O rock de garagem dá as caras na faixa mais representativa do álbum, a reflexiva “You asked for this”, que introduz o tema da maternidade e da união estável pela primeira vez. Nela, Halsey se questiona se terá que desistir de sua individualidade e de uma vida de diversão em troca de uma rotina de dona de casa, em um cenário tipicamente americano com “limonada em copos de vidro / cercas brancas e impostos pagos”. Mesmo sabendo que “pediu por isso”, ela se pergunta como pode manter todas as coisas que deseja, mesmo que estas pareçam mutuamente exclusivas.
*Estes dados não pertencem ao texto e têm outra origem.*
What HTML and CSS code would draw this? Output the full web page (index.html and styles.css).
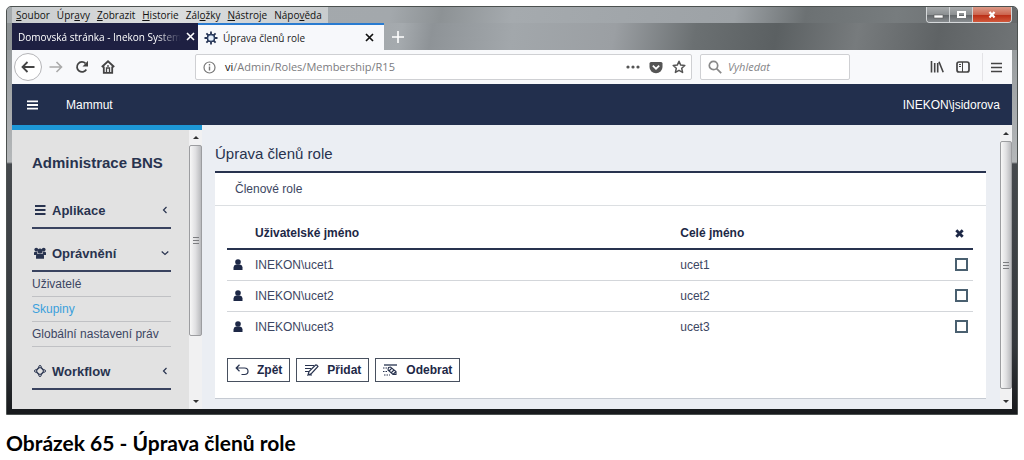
FILE: index.html
```html
<!DOCTYPE html>
<html lang="cs">
<head>
<meta charset="utf-8">
<title>Úprava členů role</title>
<link rel="stylesheet" href="styles.css">
</head>
<body>
<figure class="figure">
<div class="window">
  <div class="titlebar">
    <nav class="menubar">
      <span><u>S</u>oubor</span><span>Úpr<u>a</u>vy</span><span><u>Z</u>obrazit</span><span><u>H</u>istorie</span><span>Zál<u>o</u>žky</span><span><u>N</u>ástroje</span><span>Nápo<u>v</u>ěda</span>
    </nav>
    <div class="winctl">
      <button aria-label="Minimalizovat"><svg width="22" height="14" viewBox="0 0 22 14"><rect x="7" y="7" width="9" height="3" fill="#fff" stroke="#555" stroke-width=".6"/></svg></button>
      <button aria-label="Maximalizovat"><svg width="22" height="14" viewBox="0 0 22 14"><rect x="8" y="4" width="7" height="5" fill="none" stroke="#fff" stroke-width="2"/></svg></button>
      <button class="close" aria-label="Zavřít"><svg width="38" height="14" viewBox="0 0 38 14"><path d="M16.500 4l5 5.500M21.500 4l-5 5.500" stroke="#fff" stroke-width="2.200"/></svg></button>
    </div>
  </div>
  <div class="tabs">
    <div class="tab tab-dark">
      <span class="tab-label">Domovská stránka - Inekon System</span>
      <button aria-label="Zavřít panel"><svg width="9" height="9" viewBox="0 0 9 9"><path d="M1 1l7 7M8 1l-7 7" stroke="#fff" stroke-width="1.600"/></svg></button>
    </div>
    <div class="tab tab-active">
      <svg width="14" height="14" viewBox="0 0 14 14"><g stroke="#263454" stroke-width="1.800"><path d="M7 .5v13M.5 7h13M2.400 2.400l9.200 9.200M11.600 2.400l-9.200 9.200"/></g><circle cx="7" cy="7" r="4" fill="#4d6387" stroke="#263454"/><circle cx="7" cy="7" r="2.600" fill="#e6effa"/></svg>
      <span class="tab-label">Úprava členů role</span>
      <button aria-label="Zavřít panel"><svg width="9" height="9" viewBox="0 0 9 9"><path d="M1 1l7 7M8 1l-7 7" stroke="#111" stroke-width="1.700"/></svg></button>
    </div>
    <button class="newtab" aria-label="Nový panel"><svg width="12" height="12" viewBox="0 0 12 12"><path d="M6 0v12M0 6h12" stroke="#fff" stroke-width="1.600"/></svg></button>
  </div>
  <div class="toolbar">
    <button class="back" aria-label="Zpět"><svg width="14" height="12" viewBox="0 0 14 12"><path d="M13.500 6H1.500M6.500 1L1.500 6l5 5" fill="none" stroke="#444" stroke-width="1.800"/></svg></button>
    <button class="fwd" aria-label="Vpřed"><svg width="14" height="12" viewBox="0 0 14 12"><path d="M.5 6h12M7.500 1l5 5-5 5" fill="none" stroke="#aaa" stroke-width="1.600"/></svg></button>
    <button class="reload" aria-label="Obnovit"><svg width="14" height="14" viewBox="0 0 14 14"><path d="M11.300 9.500A5 5 0 1 1 10.500 3.300" fill="none" stroke="#444" stroke-width="1.800"/><path d="M13 .8v5.700H7.500z" fill="#444"/></svg></button>
    <button class="home" aria-label="Domů"><svg width="14" height="14" viewBox="0 0 14 14"><path d="M.8 7L7 1.300 13.200 7M2.800 6.500v6.300h8.400V6.500" fill="none" stroke="#444" stroke-width="1.800"/><path d="M5.500 12.500V8h3v4.500M7 5v2" fill="none" stroke="#444" stroke-width="1.300"/></svg></button>
    <div class="field url">
      <svg width="13" height="13" viewBox="0 0 13 13"><circle cx="6.500" cy="6.500" r="5.500" fill="none" stroke="#777" stroke-width="1.200"/><path d="M6.500 5.500v4M6.500 3v1.500" stroke="#777" stroke-width="1.400"/></svg>
      <span class="address"><b>vi</b>/Admin/Roles/Membership/R15</span>
      <svg width="14" height="4" viewBox="0 0 14 4"><g fill="#555"><circle cx="2" cy="2" r="1.600"/><circle cx="7" cy="2" r="1.600"/><circle cx="12" cy="2" r="1.600"/></g></svg>
      <svg width="14" height="13" viewBox="0 0 14 13"><path d="M2 1h10q1.500 0 1.500 1.500V6a6.500 6.200 0 0 1-13 0V2.500Q.5 1 2 1z" fill="#555"/><path d="M3.800 4.600L7 7.700l3.200-3.100" fill="none" stroke="#fff" stroke-width="1.700"/></svg>
      <svg width="14" height="14" viewBox="0 0 14 14"><path d="M7 1.300l1.700 3.800 4.100.4-3.100 2.800.9 4.100L7 10.300l-3.600 2.100.9-4.100L1.200 5.500l4.100-.4z" fill="none" stroke="#555" stroke-width="1.500" stroke-linejoin="round"/></svg>
    </div>
    <label class="field search">
      <svg width="14" height="14" viewBox="0 0 14 14"><circle cx="5.500" cy="5.500" r="4.200" fill="none" stroke="#888" stroke-width="1.700"/><path d="M8.600 8.600l4.600 4.600" stroke="#888" stroke-width="1.700"/></svg>
      <input type="text" placeholder="Vyhledat" aria-label="Vyhledat">
    </label>
    <div class="tools">
      <button aria-label="Knihovna"><svg width="14" height="12" viewBox="0 0 14 12"><path d="M1.500 0v11.500M4.700 2v9.500M7.700 2v9.500M9 .8l4.200 10.500" stroke="#444" stroke-width="1.600" fill="none"/></svg></button>
      <button aria-label="Postranní lišta"><svg width="14" height="12" viewBox="0 0 14 12"><rect x="1" y="1" width="12" height="10" rx="2" fill="none" stroke="#444" stroke-width="1.700"/><path d="M6.500 1v10M3 3.500h2M3 5.500h2" stroke="#444"/></svg></button>
      <button class="appmenu" aria-label="Nabídka"><svg width="11" height="11" viewBox="0 0 11 11"><path d="M0 1.500h11M0 5.500h11M0 9.500h11" stroke="#444" stroke-width="1.500"/></svg></button>
    </div>
  </div>
  <header class="appbar">
    <button aria-label="Menu"><svg width="11" height="10" viewBox="0 0 11 10"><path d="M0 1.300h11M0 5h11M0 8.700h11" stroke="#fff" stroke-width="1.800"/></svg></button>
    <span class="brand">Mammut</span>
    <span>INEKON\jsidorova</span>
  </header>
  <div class="page">
    <aside class="sidebar">
      <div class="side-body">
        <nav class="side-nav">
          <h2>Administrace BNS</h2>
          <button class="group"><svg width="12" height="12" viewBox="0 0 12 12"><path d="M1 2h10.500M1 6h10.500M1 10h10.500" stroke="#28334f" stroke-width="1.800"/></svg><span>Aplikace</span><svg class="chev" width="8" height="8" viewBox="0 0 8 8"><path d="M5.500 1L2.500 4l3 3" fill="none" stroke="#28334f" stroke-width="1.200"/></svg></button>
          <button class="group"><svg width="12" height="12" viewBox="0 0 12 12"><g fill="#28334f"><circle cx="2.300" cy="2.600" r="1.900"/><circle cx="9.700" cy="2.600" r="1.900"/><path d="M0 8V6q0-1.300 1.300-1.300h2V8zM12 8V6q0-1.300-1.300-1.300h-2V8z"/><circle cx="6" cy="4" r="2.500"/><path d="M2 11.700V9q0-2.200 2-2.200h4q2 0 2 2.200v2.700z"/></g></svg><span>Oprávnění</span><svg class="chev" width="8" height="8" viewBox="0 0 8 8"><path d="M.7 2.500L4 5.500l3.300-3" fill="none" stroke="#28334f" stroke-width="1.200"/></svg></button>
          <a href="#">Uživatelé</a>
          <a href="#" class="current">Skupiny</a>
          <a href="#">Globální nastavení práv</a>
          <button class="group last"><svg width="12" height="12" viewBox="0 0 12 12"><path d="M6 1.600L10.400 6 6 10.400 1.600 6z" fill="none" stroke="#28334f" stroke-width="1.400"/><g fill="#e2e2e2" stroke="#28334f" stroke-width="1"><circle cx="6" cy="1.700" r="1.200"/><circle cx="10.300" cy="6" r="1.200"/><circle cx="6" cy="10.300" r="1.200"/><circle cx="1.700" cy="6" r="1.200"/></g></svg><span>Workflow</span><svg class="chev" width="8" height="8" viewBox="0 0 8 8"><path d="M5.500 1L2.500 4l3 3" fill="none" stroke="#28334f" stroke-width="1.200"/></svg></button>
        </nav>
        <div class="scroll side-scroll"><i class="up"></i><div class="thumb"><i class="grip"></i></div><i class="down"></i></div>
      </div>
    </aside>
    <main class="content">
      <h1>Úprava členů role</h1>
      <section class="panel">
        <h3>Členové role</h3>
        <form class="panel-body">
          <table>
            <thead><tr><th class="c-icon"></th><th class="c-user">Uživatelské jméno</th><th>Celé jméno</th><th class="c-check"><svg width="9" height="9" viewBox="0 0 9 9"><path d="M1.300 1.300l6.400 6.400M7.700 1.300L1.300 7.700" stroke="#1d2846" stroke-width="2.800"/></svg></th></tr></thead>
            <tbody>
              <tr><td class="c-icon"><svg width="10" height="11" viewBox="0 0 10 11"><circle cx="5" cy="3" r="2.800" fill="#1d2846"/><path d="M.5 11V8.500Q.5 6 3 5.500h4q2.500.5 2.500 3V11z" fill="#1d2846"/></svg></td><td>INEKON\ucet1</td><td>ucet1</td><td class="c-check"><input type="checkbox" aria-label="ucet1"></td></tr>
              <tr><td class="c-icon"><svg width="10" height="11" viewBox="0 0 10 11"><circle cx="5" cy="3" r="2.800" fill="#1d2846"/><path d="M.5 11V8.500Q.5 6 3 5.500h4q2.500.5 2.500 3V11z" fill="#1d2846"/></svg></td><td>INEKON\ucet2</td><td>ucet2</td><td class="c-check"><input type="checkbox" aria-label="ucet2"></td></tr>
              <tr><td class="c-icon"><svg width="10" height="11" viewBox="0 0 10 11"><circle cx="5" cy="3" r="2.800" fill="#1d2846"/><path d="M.5 11V8.500Q.5 6 3 5.500h4q2.500.5 2.500 3V11z" fill="#1d2846"/></svg></td><td>INEKON\ucet3</td><td>ucet3</td><td class="c-check"><input type="checkbox" aria-label="ucet3"></td></tr>
            </tbody>
          </table>
          <div class="actions">
            <button type="button"><svg width="14" height="12" viewBox="0 0 14 12"><path d="M4.500 .8L1.200 4l3.300 3.200M1.200 4H9.500q3.500 0 3.500 3.200T9.500 10.500H6.500" fill="none" stroke="#28334f" stroke-width="1.200"/></svg>Zpět</button>
            <button type="button"><svg width="15" height="12" viewBox="0 0 15 12"><path d="M1 1.500h9M1 4.500h6M1 7.500h4" stroke="#28334f" stroke-width="1.200"/><path d="M4 11l1-3.500L11.500 1q1.500-.3 2.500 1.500L7.500 9.500zM4 11h4" fill="#fff" stroke="#28334f" stroke-width="1.200"/></svg>Přidat</button>
            <button type="button"><svg width="15" height="12" viewBox="0 0 15 12"><path d="M1 1h13" stroke="#28334f" stroke-width="1.300"/><path d="M0 4h4M0 7.500h4M1 11h6" stroke="#28334f" stroke-width="1.200" stroke-dasharray="1.500 1"/><path d="M5.500 3.500l2-.5 5.500 4.500v3h-3L5 6zM6 7l3-3M8 9l3-3M10 10.500l3-3" fill="none" stroke="#28334f" stroke-width="1.100"/></svg>Odebrat</button>
          </div>
        </form>
      </section>
    </main>
    <div class="scroll"><i class="up"></i><div class="thumb"><i class="grip"></i></div><i class="down"></i></div>
  </div>
</div>
<figcaption>Obrázek 65 - Úprava členů role</figcaption>
</figure>
</body>
</html>
```

FILE: styles.css
```css
* { box-sizing: border-box; }
body { margin: 0; background: #fff; font-family: "Liberation Sans", Arial, sans-serif; font-size: 12px; color: #3c4662; }
svg { display: block; flex: none; }
button { margin: 0; padding: 0; border: 0; background: none; font: inherit; color: inherit; display: flex; align-items: center; justify-content: center; flex: none; }
a { color: inherit; text-decoration: none; }
.figure { margin: 0; padding: 6px 6px 0; }

.window {
  display: flex; flex-direction: column;
  padding: 0 5px 5px;
  border: 1px solid #4c5150;
  border-radius: 5px 5px 0 0;
  background: linear-gradient(#8d9294, #b4b7b9 156px, #45494d 158px, #34383c 340px, #17191c);
  background-origin: border-box;
}
.titlebar, .tabs { margin: 0 -5px; padding: 0 5px; }
.titlebar {
  display: flex; justify-content: space-between; height: 16px;
  border-radius: 4px 4px 0 0;
  background: linear-gradient(100deg, #a5aaad 0%, #a3a8ac 38%, #8d9295 43%, #a5aaae 50%, #9da2a6 72%, #6c7173 79%, #777c7e 88%, #66696b 100%);
}
.menubar { display: flex; gap: 7px; padding: 0 6px 0 4px; font: 10px/16px "Open Sans", "Noto Sans", sans-serif; color: #111; background: linear-gradient(90deg, #c9ccce, #dcdede 50%, #c9ccce); }
.winctl { display: flex; height: 16px; border: 1px solid #d5d8da; border-top: 0; border-radius: 0 0 4px 4px; overflow: hidden; }
.winctl button { background: linear-gradient(#a8abad, #8c9092 50%, #606467 52%, #898d90); border-right: 1px solid #d0d3d4; }
.winctl .close { background: linear-gradient(#dc9a88, #cc6650 50%, #b92c14 52%, #d2593c); border: 0; }

.tabs {
  display: flex; height: 27px;
  background: linear-gradient(100deg, #8d9294 0%, #a5aaae 39%, #8e9397 42%, #a2a7ab 50%, #9b9fa3 60%, #6b7072 68%, #5b6062 76%, #777b7d 84%, #5f6365 92%, #707476 100%);
}
.tab { display: flex; align-items: center; gap: 5px; width: 186px; padding: 0 10px 0 6px; font: 10px/16px "Open Sans", "Noto Sans", sans-serif; }
.tab-label { flex: 1; white-space: nowrap; }
.tab-dark { color: #fff; background: #1e2042; }
.tab-dark .tab-label { mask-image: linear-gradient(90deg, #000 85%, transparent); }
.tab-active { color: #222; background: #f7f8fb; border-top: 2px solid #2a7bd0; }
.newtab { width: 28px; }

.toolbar { display: flex; align-items: center; height: 34px; padding: 0 10px 0 2px; background: #f8f9fb; }
.back { width: 28px; height: 28px; border: 1px solid #b5b5b8; border-radius: 50%; background: #fff; }
.fwd { margin-left: 7px; }
.reload { margin-left: 12px; }
.home { margin-left: 12px; }
.field { display: flex; align-items: center; height: 26px; border: 1px solid #cfd0d3; border-radius: 2px; background: #fff; font: 11px/16px "Open Sans", "Noto Sans", sans-serif; }
.url { flex: 1; margin-left: 80px; padding: 0 5px 0 7px; gap: 9px; min-width: 0; }
.address { flex: 1; color: #7b7b7e; white-space: nowrap; }
.address b { font-weight: 400; color: #111; }
.search { width: 150px; margin-left: 8px; padding: 0 7px; gap: 6px; }
.search input { width: 100%; min-width: 0; border: 0; padding: 0; outline: 0; background: none; font: inherit; font-style: italic; }
.search input::placeholder { color: #858587; opacity: 1; }
.tools { display: flex; align-items: center; gap: 12px; margin-left: 80px; }
.appmenu { height: 28px; padding-left: 8px; border-left: 1px solid #e3e3e6; }

.appbar { display: flex; align-items: center; height: 41px; padding: 0 12px 0 15px; background: #222f4d; color: #fff; }
.brand { flex: 1; padding-left: 28px; }

.page { display: flex; background: #ebeef3; }
.sidebar { display: flex; flex-direction: column; width: 190px; flex: none; border-top: 5px solid #1d97d6; background: #e2e2e2; }
.side-body { display: flex; flex: 1; }
.side-nav { flex: 1; padding: 24px 18px 12px 20px; }
.side-nav h2 { margin: 0 0 24px; font-size: 15px; line-height: 18px; color: #28334f; white-space: nowrap; }
.group { width: 100%; height: 33px; justify-content: flex-start; gap: 6px; padding: 0 2px 3px; border-bottom: 2px solid #39435f; font-weight: 700; font-size: 13px; color: #28334f; }
.group + .group { margin-top: 10px; }
.chev { margin-left: auto; }
.side-nav a { display: block; line-height: 24px; border-bottom: 1px solid #c0c1c4; white-space: nowrap; }
.side-nav .current { color: #3aa0dc; }
.group.last { margin-top: 10px; }

.scroll { display: flex; flex-direction: column; align-items: center; width: 12px; flex: none; background: #f1f1f2; }
.side-scroll { width: 13px; }
.thumb { flex: 1; width: 100%; display: flex; align-items: center; justify-content: center; border: 1px solid #9c9da0; border-radius: 2px; background: linear-gradient(90deg, #f7f7f7, #e0e0e2 50%, #b9babd); }
.side-scroll .thumb { flex: none; height: 191px; }
.side-scroll .down { margin-top: auto; }
.grip { width: 6px; height: 7px; background: repeating-linear-gradient(#7c7d80 0 1px, transparent 1px 3px); }
.up, .down { border: 3px solid transparent; }
.up { border-top: 0; border-bottom-color: #333; margin: 7px 0 6px; }
.side-scroll .up { margin: 6px 0; }
.down { border-bottom: 0; border-top-color: #333; margin: 11px 0 6px; }

.content { flex: 1; min-width: 0; padding: 18px 14px 10px 13px; }
.content h1 { margin: 0; padding-bottom: 6px; border-bottom: 2px solid #28334f; font-size: 15px; line-height: 22px; font-weight: 400; color: #28334f; }
.panel { background: #fff; border-bottom: 1px solid #c5cad2; }
.panel h3 { margin: 0; padding: 0 20px; font-size: 12px; line-height: 32px; font-weight: 400; border-bottom: 1px solid #dcdfe2; }
.panel-body { margin: 0; padding: 12px 13px 16px 12px; }
table { width: 100%; border-collapse: collapse; table-layout: fixed; }
th { padding: 0; height: 31px; font-size: 12px; text-align: left; color: #1d2846; border-bottom: 2px solid #28334f; }
td { padding: 0; height: 31px; border-bottom: 1px solid #d3d6da; }
tbody tr:last-child td { border-bottom: 0; }
.c-icon { width: 28px; }
.c-icon svg { margin-left: 6px; }
.c-user { width: 57%; }
.c-check { width: 24px; }
th.c-check svg { margin-left: 6px; }
.c-check input { display: block; appearance: none; width: 13px; height: 13px; margin: 0 0 0 6px; border: 2px solid #4a6070; background: #fff; }
.actions { display: flex; gap: 6px; margin-top: 16px; }
.actions button { height: 24px; padding: 0 7px; gap: 8px; border: 1px solid #47505f; background: #fff; font-size: 12px; font-weight: 700; color: #1d2846; }

figcaption { padding-top: 15px; font: 700 21px/26px Lato, sans-serif; color: #000; }
```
Em seguida, ela faz uma serenata para seu futuro filho em “Darling”, que recebe o dedilhado impecável de Lindsey Buckingham, do Fleetwood Mac, no violão, enquanto a cantora apresenta seus dilemas e preocupações em relação à mortalidade, agora que a vida de outro ser humano depende da existência dela. O tema tem continuidade na sombria “1121”, que marca a data em que Halsey descobriu que estava grávida (21 de novembro). Sob as notas angustiantes do piano, a cantora faz um apelo quase desesperado à criança em seu ventre durante a ponte, implorando “por favor, não vá embora / não me deixe no formato em que você me deixou”, fazendo referência à sua primeira experiência com o aborto.

Outros elementos do rock podem ser encontrados na segunda metade do disco, que abre espaço para uma única faixa de pop punk, a refrescante e juvenil “honey”, que traz Dave Grohl na bateria e fala de um romance eletrizante de Halsey com outra mulher. Mais adiante, a pesada “The Lighthouse” narra um conto místico de terror sobre uma sereia que devora homens malignos, acenando mais uma vez para a figura da mulher-demônio, e traz a única aparição da voz de Trent Reznor em todo o álbum.

Apresentando sua faixa mais pop do disco e uma favorita dos fãs, na empoderadora “I am not a woman, I’m a god” Halsey assume o controle sobre os pensamentos intrusivos que relatou na inquietante “Whispers” e encerra o álbum com uma declaração de amor para seu filho e seu parceiro na doce e melancólica “Ya’aburnee”, que ilustra a poderosa ideia de escolher a pessoa que vai te enterrar um dia, como símbolo da força dessa união.

Ao fim do álbum, é possível deduzir que Halsey ainda não sabe se será capaz de manter em suas mãos ambos, o amor e o poder, visto que ambos parecem existir em contextos opostos e contraditórios. A batalha constante para não ser classificada como um dos dois estereótipos de “mãe” ou “vagabunda” parece uma luta fadada ao fracasso, mesmo quando ela está disposta a aceitar que as duas partes de si podem coexistir.

A ideia é retratada no thriller que Halsey lançou em IMAX para acompanhar seu disco. O filme If I Can’t Have Love, I Want Power acompanha as desventuras da rainha Lila, uma mulher que buscou o poder ao notar que não receberia amor e teve o direito a ambos negado, independente de sua posição social ou da falsa sensação de segurança que o dinheiro e o prestígio lhe traziam.

Em seu cerne, o filme retrata o “labirinto social do parto e da sexualidade”, conectando-se ao álbum por um conceito em comum: a ideia de que a identidade, a liberdade e a vida das mulheres não pertence a elas, mas se encontra constantemente sob a vigilância e o julgamento dos moldes patriarcais e as tradições culturais. Em sua busca por integridade, Halsey deixa em If I Can’t Have Love, I Want Power um manifesto que trilha a linha tênue entre a busca por autonomia e a ilusão de controle, ilustrando o amor e o poder como duas faces de uma moeda que nunca para de girar.